## Goal
Reproduce exactly the lines below, from the first one through the line containing "import React from", and omit any pictures.

## Recorded information
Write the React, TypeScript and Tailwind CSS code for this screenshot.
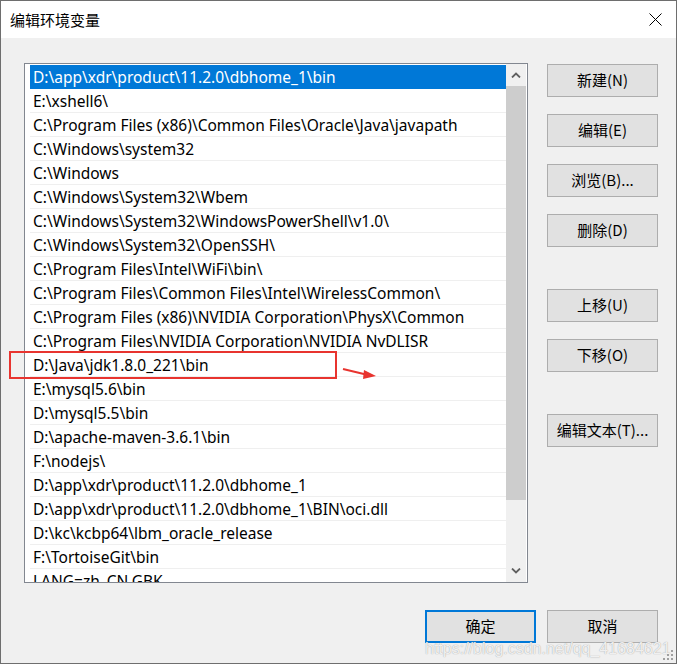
import React from "react";

const paths = [
  "D:\\app\\xdr\\product\\11.2.0\\dbhome_1\\bin",
  "E:\\xshell6\\",
  "C:\\Program Files (x86)\\Common Files\\Oracle\\Java\\javapath",
  "C:\\Windows\\system32",
  "C:\\Windows",
  "C:\\Windows\\System32\\Wbem",
  "C:\\Windows\\System32\\WindowsPowerShell\\v1.0\\",
  "C:\\Windows\\System32\\OpenSSH\\",
  "C:\\Program Files\\Intel\\WiFi\\bin\\",
  "C:\\Program Files\\Common Files\\Intel\\WirelessCommon\\",
  "C:\\Program Files (x86)\\NVIDIA Corporation\\PhysX\\Common",
  "C:\\Program Files\\NVIDIA Corporation\\NVIDIA NvDLISR",
  "D:\\Java\\jdk1.8.0_221\\bin",
  "E:\\mysql5.6\\bin",
  "D:\\mysql5.5\\bin",
  "D:\\apache-maven-3.6.1\\bin",
  "F:\\nodejs\\",
  "D:\\app\\xdr\\product\\11.2.0\\dbhome_1",
  "D:\\app\\xdr\\product\\11.2.0\\dbhome_1\\BIN\\oci.dll",
  "D:\\kc\\kcbp64\\lbm_oracle_release",
  "F:\\TortoiseGit\\bin",
  "LANG=zh_CN.GBK",
];

const WinButton = ({
  label,
  primary,
  className = "",
}: {
  label: string;
  primary?: boolean;
  className?: string;
}) => (
  <button
    className={`w-[111px] h-[33px] flex items-center justify-center bg-[#e1e1e1] text-[15px] text-black ${
      primary ? "border-2 border-[#0078d7]" : "border border-[#adadad]"
    } ${className}`}
  >
    {label}
  </button>
);

const Chevron = ({ up }: { up?: boolean }) => (
  <svg width="10" height="6" viewBox="0 0 10 6" className="block">
    <path
      d={up ? "M1 5.5 L5 1.5 L9 5.5" : "M1 0.5 L5 4.5 L9 0.5"}
      fill="none"
      stroke="#606060"
      strokeWidth="1.8"
    />
  </svg>
);

export default function App() {
  return (
    <div className="relative w-[677px] h-[664px] border border-[#6e6e6e] bg-[#f0f0f0] flex flex-col font-['Noto_Sans','Noto_Sans_CJK_SC',sans-serif] overflow-hidden">
      {/* title bar */}
      <div className="h-[37px] bg-white flex items-center justify-between pl-[9px] pr-[14px] shrink-0">
        <span className="text-[15px] text-black font-['Noto_Sans_CJK_SC',sans-serif] leading-none">
          编辑环境变量
        </span>
        <svg width="13" height="13" viewBox="0 0 13 13">
          <path d="M0.5 0.5 L12.5 12.5 M12.5 0.5 L0.5 12.5" stroke="#000" strokeWidth="1" />
        </svg>
      </div>

      {/* body */}
      <div className="flex pl-[23px] pt-[25px]">
        <div className="w-[504px] h-[520px] border border-[#828790] bg-white flex">
          <div className="flex-1 pl-[5px] pt-[1px] overflow-hidden">
            {paths.map((p, i) => (
              <div
                key={i}
                className={`h-[24px] flex items-center pl-[3px] pt-[2px] text-[15.5px] whitespace-nowrap ${
                  i === 0
                    ? "bg-[#0078d7] text-white border-b border-[#0078d7]"
                    : "text-black border-b border-[#efefef]"
                }`}
              >
                {p}
              </div>
            ))}
          </div>
          <div className="w-[20px] mr-[1px] bg-[#f0f0f0] flex flex-col">
            <div className="h-[22px] flex items-center justify-center">
              <Chevron up />
            </div>
            <div className="h-[414px] bg-[#cdcdcd]" />
            <div className="flex-1" />
            <div className="h-[22px] flex items-center justify-center">
              <Chevron />
            </div>
          </div>
        </div>

        <div className="ml-[19px] pt-[1px] flex flex-col font-['Noto_Sans_CJK_SC',sans-serif]">
          <WinButton label="新建(N)" />
          <WinButton label="编辑(E)" className="mt-[17px]" />
          <WinButton label="浏览(B)..." className="mt-[17px]" />
          <WinButton label="删除(D)" className="mt-[17px]" />
          <WinButton label="上移(U)" className="mt-[42px]" />
          <WinButton label="下移(O)" className="mt-[17px]" />
          <WinButton label="编辑文本(T)..." className="mt-[42px]" />
        </div>
      </div>

      {/* footer */}
      <div className="flex justify-end gap-[11px] pr-[18px] mt-[27px] font-['Noto_Sans_CJK_SC',sans-serif]">
        <WinButton label="确定" primary />
        <WinButton label="取消" />
      </div>

      {/* red annotation */}
      <div className="absolute left-[8px] top-[350px] w-[328px] h-[28px] border-2 border-[#e8342f]" />
      <svg className="absolute left-[341px] top-[364px]" width="36" height="16" viewBox="0 0 36 16">
        <path d="M1 4 L26 10" stroke="#e8342f" strokeWidth="2" fill="none" />
        <path d="M22 5 L34 11 L21 14 Z" fill="#e8342f" />
      </svg>

      {/* watermark */}
      <div className="absolute left-[424px] top-[636px] text-[16px] text-white/85 font-['Liberation_Sans',sans-serif] [text-shadow:0_0_1px_#8a8a8a]">
        https://blog.csdn.net/qq_41684621
      </div>

      {/* resize grip */}
      <svg className="absolute right-[2px] bottom-[2px]" width="11" height="11" viewBox="0 0 11 11">
        <rect x="8" y="0" width="2" height="2" fill="#a0a0a0" />
        <rect x="4" y="4" width="2" height="2" fill="#a0a0a0" />
        <rect x="8" y="4" width="2" height="2" fill="#a0a0a0" />
        <rect x="0" y="8" width="2" height="2" fill="#a0a0a0" />
        <rect x="4" y="8" width="2" height="2" fill="#a0a0a0" />
        <rect x="8" y="8" width="2" height="2" fill="#a0a0a0" />
      </svg>
    </div>
  );
}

## Expected answer
Write the React, TypeScript and Tailwind CSS code for this screenshot.
import React from "react";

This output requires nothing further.